Wiemy już jak będzie wyglądać nowy iCloud. Chmura Apple nadal bez rewelacji
Premiera iOS 7 coraz bliżej. Apple nie próżnuje i obok udostępniania programistom kolejnych wersji beta systemu, pracuje też nad innymi elementami. Wizualnego odświeżenia doczekała się witryna iCloud. Czy to czas, by zacząć używać tego serwisu?
Apple przez długi czas nie radził sobie z chmurą. Usługa MobileMe nie była sukcesem. Właściwie to była porażką. Teraz z iCloud jest o niebo lepiej, ale zalety chmury Apple doświadczyć mogą tak naprawdę tylko te osoby, które korzystają z całego ekosystem urządzeń z nadgryzionym jabłkiem. W innych przypadkach to tylko kopia zapasowa naszego urządzenia.
Strona internetowa iCloud.com to przede wszystkim dostęp do naszego konta z każdego miejsca na świecie. To także okno na zamknięty świat Apple’a z poziomu systemu Windows. Pomysł serwisu, oferującego wizualnie opasłe aplikacje internetowe, był i ciągle jest całkiem niezły.
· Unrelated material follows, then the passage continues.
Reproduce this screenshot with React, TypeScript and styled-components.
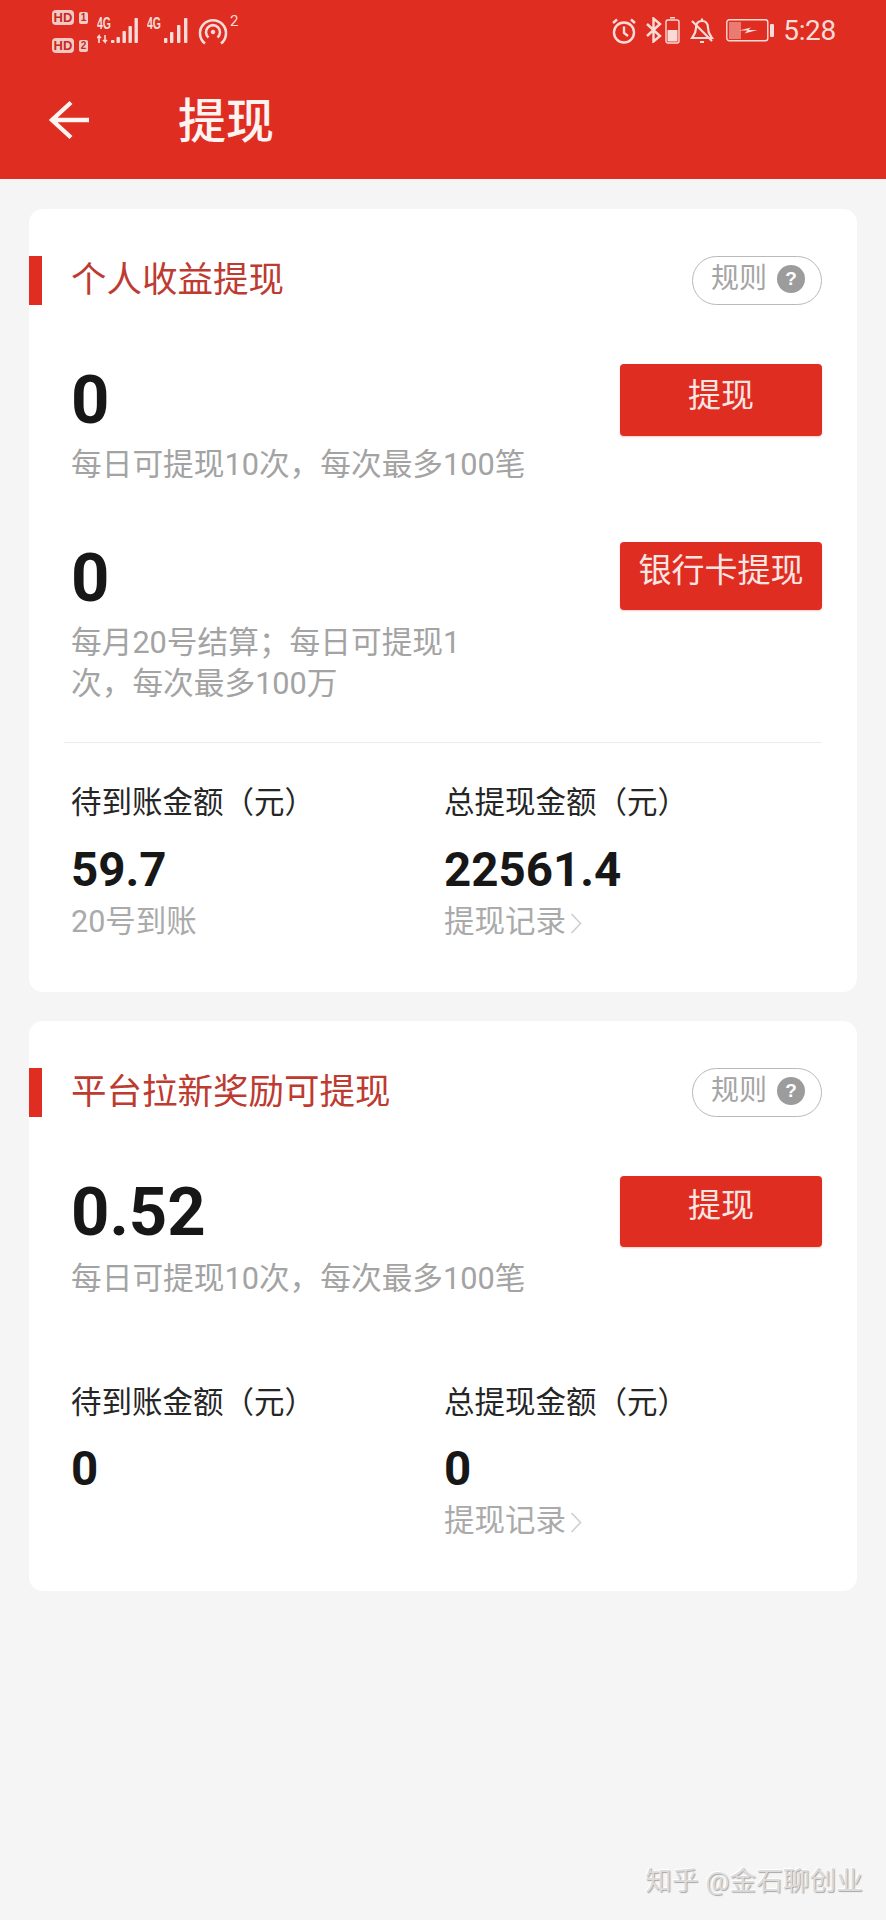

W końcu mamy wrażenie, że dostajemy niemal pełnowartościowe aplikacje.
Jednak wersja funkcjonująca do tej pory nie działała super płynnie i w dodatku wizualnie już się mocno zestarzała. Teraz, wraz z premierą iOS 7, Apple postanawia odświeżyć także stronę internetową. W wersji beta serwisu możemy podejrzeć jak to wygląda.Wydaje mi się, że działa to nieco szybciej, przede wszystkim jest to jednak uaktualnienie graficzne. Po prostu serwis wygląda tak jak aplikacje zawarte w iOS 7.
Strona iCloud.com nabrała przejrzystości i świeżości. W przeciwieństwie jednak do samego systemu iOS, nie ma tutaj mowy o lekkości. Te duże ikony i przerośnięte mobilne aplikacje jakoś mi się gryzą z przeglądarką. Ale może to tylko moje wrażenie. Aktualizacji nie doczekały się także testowe webowe aplikacje iWork. Szkoda, bo pakiet biurowy Apple domaga się odświeżenia także na iOS.
Kosmetyczne zmiany w iCloud.com nie sprawiają jednak, że będę ten serwis odwiedzał częściej. Zapewne tak samo jak większość użytkowników urządzeń Apple’a. Najważniejszym elementem usługi internetowej wciąż pozostaje opcja „Find My iPhone” (oby nikt z nas nie musiał z niej korzystać). Z poczty Apple nie korzystam, kalendarze mam na wszystkich urządzeniach zsynchronizowane, podobnie notatki. A z przypomnień korzystam sporadycznie. Serwis ten jest jedynie takim rozwiązaniem naprawdę zapasowym. Nie wnosi nic nadzwyczajnego ani dla użytkowników OS X, ani dla posiadaczy Windowsa. Może obecność iWork trochę to zmieni. Przydałby się dostęp do zdjęć, zwłaszcza dla użytkowników iPhone’ów i systemu Windows.